*Problem statement*
Reproduce the full listing below unchanged, apart from the pictures.

*Available data*
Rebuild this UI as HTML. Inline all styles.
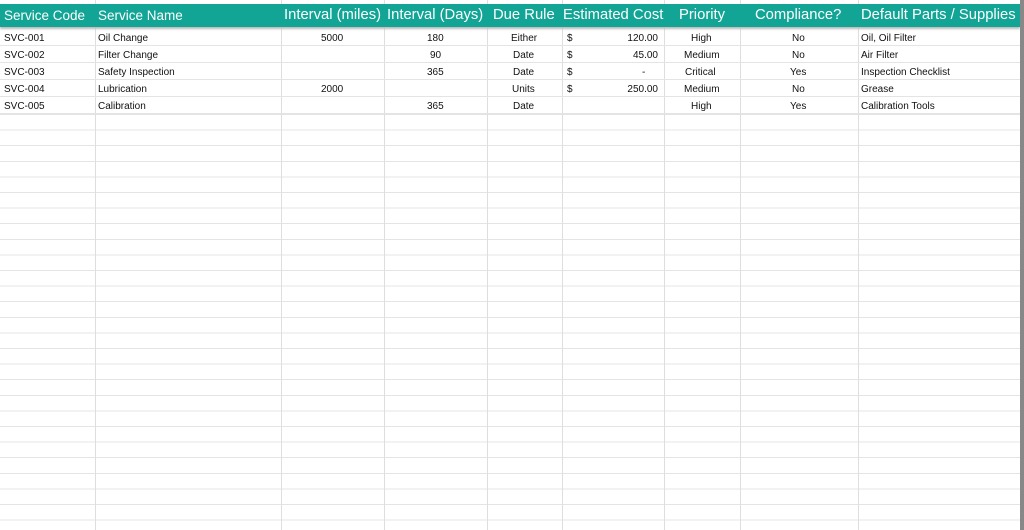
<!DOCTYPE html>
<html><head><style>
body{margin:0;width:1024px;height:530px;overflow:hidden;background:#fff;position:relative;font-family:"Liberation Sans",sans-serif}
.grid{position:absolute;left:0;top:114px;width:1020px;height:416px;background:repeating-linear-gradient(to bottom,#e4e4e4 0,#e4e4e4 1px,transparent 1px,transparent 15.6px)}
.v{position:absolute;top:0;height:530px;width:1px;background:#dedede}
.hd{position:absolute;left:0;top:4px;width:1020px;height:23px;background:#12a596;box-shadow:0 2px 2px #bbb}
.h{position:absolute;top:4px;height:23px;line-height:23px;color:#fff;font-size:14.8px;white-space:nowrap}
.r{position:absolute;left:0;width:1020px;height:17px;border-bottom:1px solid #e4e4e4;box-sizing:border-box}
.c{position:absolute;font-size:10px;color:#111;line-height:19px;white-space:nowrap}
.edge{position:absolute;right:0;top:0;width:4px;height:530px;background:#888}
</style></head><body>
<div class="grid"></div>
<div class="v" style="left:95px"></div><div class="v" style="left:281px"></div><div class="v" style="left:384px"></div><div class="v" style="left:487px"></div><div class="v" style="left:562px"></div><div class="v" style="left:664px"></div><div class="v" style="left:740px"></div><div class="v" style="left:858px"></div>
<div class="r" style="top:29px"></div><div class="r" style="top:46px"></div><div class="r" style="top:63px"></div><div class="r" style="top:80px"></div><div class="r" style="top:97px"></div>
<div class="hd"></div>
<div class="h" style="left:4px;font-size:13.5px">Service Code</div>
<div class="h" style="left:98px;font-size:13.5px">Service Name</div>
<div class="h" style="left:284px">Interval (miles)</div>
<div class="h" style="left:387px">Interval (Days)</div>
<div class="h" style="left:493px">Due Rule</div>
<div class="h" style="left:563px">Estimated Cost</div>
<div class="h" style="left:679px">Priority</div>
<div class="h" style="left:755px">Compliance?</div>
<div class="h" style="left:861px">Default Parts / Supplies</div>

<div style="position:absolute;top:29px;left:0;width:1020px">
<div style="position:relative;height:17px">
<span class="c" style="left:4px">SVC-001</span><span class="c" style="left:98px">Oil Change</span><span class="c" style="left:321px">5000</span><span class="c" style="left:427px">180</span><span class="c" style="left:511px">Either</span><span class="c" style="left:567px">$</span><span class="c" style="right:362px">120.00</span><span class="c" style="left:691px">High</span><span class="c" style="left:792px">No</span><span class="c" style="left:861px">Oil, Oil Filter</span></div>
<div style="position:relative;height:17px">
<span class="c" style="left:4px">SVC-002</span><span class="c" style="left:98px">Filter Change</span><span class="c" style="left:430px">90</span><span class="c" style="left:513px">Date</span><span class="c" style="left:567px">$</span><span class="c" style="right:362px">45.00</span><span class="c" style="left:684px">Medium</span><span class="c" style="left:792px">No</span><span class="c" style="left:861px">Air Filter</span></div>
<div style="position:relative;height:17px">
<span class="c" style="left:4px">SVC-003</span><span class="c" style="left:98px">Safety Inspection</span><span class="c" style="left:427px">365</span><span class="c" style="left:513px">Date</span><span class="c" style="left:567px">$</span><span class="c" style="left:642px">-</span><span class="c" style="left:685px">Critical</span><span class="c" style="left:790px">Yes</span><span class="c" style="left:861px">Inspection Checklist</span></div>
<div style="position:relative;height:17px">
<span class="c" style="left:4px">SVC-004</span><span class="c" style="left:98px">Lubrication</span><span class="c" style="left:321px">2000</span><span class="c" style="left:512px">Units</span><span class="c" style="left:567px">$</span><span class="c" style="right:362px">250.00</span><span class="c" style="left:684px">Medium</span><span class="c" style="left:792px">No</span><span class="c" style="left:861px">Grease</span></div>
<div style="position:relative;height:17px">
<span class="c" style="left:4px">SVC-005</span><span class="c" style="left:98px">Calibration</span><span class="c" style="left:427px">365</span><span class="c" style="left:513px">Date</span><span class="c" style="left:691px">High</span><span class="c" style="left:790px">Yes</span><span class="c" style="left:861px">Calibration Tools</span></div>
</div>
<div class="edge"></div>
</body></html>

*Solved problem*
Rebuild this UI as HTML. Inline all styles.
<!DOCTYPE html>
<html><head><style>
body{margin:0;width:1024px;height:530px;overflow:hidden;background:#fff;position:relative;font-family:"Liberation Sans",sans-serif}
.grid{position:absolute;left:0;top:114px;width:1020px;height:416px;background:repeating-linear-gradient(to bottom,#e4e4e4 0,#e4e4e4 1px,transparent 1px,transparent 15.6px)}
.v{position:absolute;top:0;height:530px;width:1px;background:#dedede}
.hd{position:absolute;left:0;top:4px;width:1020px;height:23px;background:#12a596;box-shadow:0 2px 2px #bbb}
.h{position:absolute;top:4px;height:23px;line-height:23px;color:#fff;font-size:14.8px;white-space:nowrap}
.r{position:absolute;left:0;width:1020px;height:17px;border-bottom:1px solid #e4e4e4;box-sizing:border-box}
.c{position:absolute;font-size:10px;color:#111;line-height:19px;white-space:nowrap}
.edge{position:absolute;right:0;top:0;width:4px;height:530px;background:#888}
</style></head><body>
<div class="grid"></div>
<div class="v" style="left:95px"></div><div class="v" style="left:281px"></div><div class="v" style="left:384px"></div><div class="v" style="left:487px"></div><div class="v" style="left:562px"></div><div class="v" style="left:664px"></div><div class="v" style="left:740px"></div><div class="v" style="left:858px"></div>
<div class="r" style="top:29px"></div><div class="r" style="top:46px"></div><div class="r" style="top:63px"></div><div class="r" style="top:80px"></div><div class="r" style="top:97px"></div>
<div class="hd"></div>
<div class="h" style="left:4px;font-size:13.5px">Service Code</div>
<div class="h" style="left:98px;font-size:13.5px">Service Name</div>
<div class="h" style="left:284px">Interval (miles)</div>
<div class="h" style="left:387px">Interval (Days)</div>
<div class="h" style="left:493px">Due Rule</div>
<div class="h" style="left:563px">Estimated Cost</div>
<div class="h" style="left:679px">Priority</div>
<div class="h" style="left:755px">Compliance?</div>
<div class="h" style="left:861px">Default Parts / Supplies</div>

<div style="position:absolute;top:29px;left:0;width:1020px">
<div style="position:relative;height:17px">
<span class="c" style="left:4px">SVC-001</span><span class="c" style="left:98px">Oil Change</span><span class="c" style="left:321px">5000</span><span class="c" style="left:427px">180</span><span class="c" style="left:511px">Either</span><span class="c" style="left:567px">$</span><span class="c" style="right:362px">120.00</span><span class="c" style="left:691px">High</span><span class="c" style="left:792px">No</span><span class="c" style="left:861px">Oil, Oil Filter</span></div>
<div style="position:relative;height:17px">
<span class="c" style="left:4px">SVC-002</span><span class="c" style="left:98px">Filter Change</span><span class="c" style="left:430px">90</span><span class="c" style="left:513px">Date</span><span class="c" style="left:567px">$</span><span class="c" style="right:362px">45.00</span><span class="c" style="left:684px">Medium</span><span class="c" style="left:792px">No</span><span class="c" style="left:861px">Air Filter</span></div>
<div style="position:relative;height:17px">
<span class="c" style="left:4px">SVC-003</span><span class="c" style="left:98px">Safety Inspection</span><span class="c" style="left:427px">365</span><span class="c" style="left:513px">Date</span><span class="c" style="left:567px">$</span><span class="c" style="left:642px">-</span><span class="c" style="left:685px">Critical</span><span class="c" style="left:790px">Yes</span><span class="c" style="left:861px">Inspection Checklist</span></div>
<div style="position:relative;height:17px">
<span class="c" style="left:4px">SVC-004</span><span class="c" style="left:98px">Lubrication</span><span class="c" style="left:321px">2000</span><span class="c" style="left:512px">Units</span><span class="c" style="left:567px">$</span><span class="c" style="right:362px">250.00</span><span class="c" style="left:684px">Medium</span><span class="c" style="left:792px">No</span><span class="c" style="left:861px">Grease</span></div>
<div style="position:relative;height:17px">
<span class="c" style="left:4px">SVC-005</span><span class="c" style="left:98px">Calibration</span><span class="c" style="left:427px">365</span><span class="c" style="left:513px">Date</span><span class="c" style="left:691px">High</span><span class="c" style="left:790px">Yes</span><span class="c" style="left:861px">Calibration Tools</span></div>
</div>
<div class="edge"></div>
</body></html>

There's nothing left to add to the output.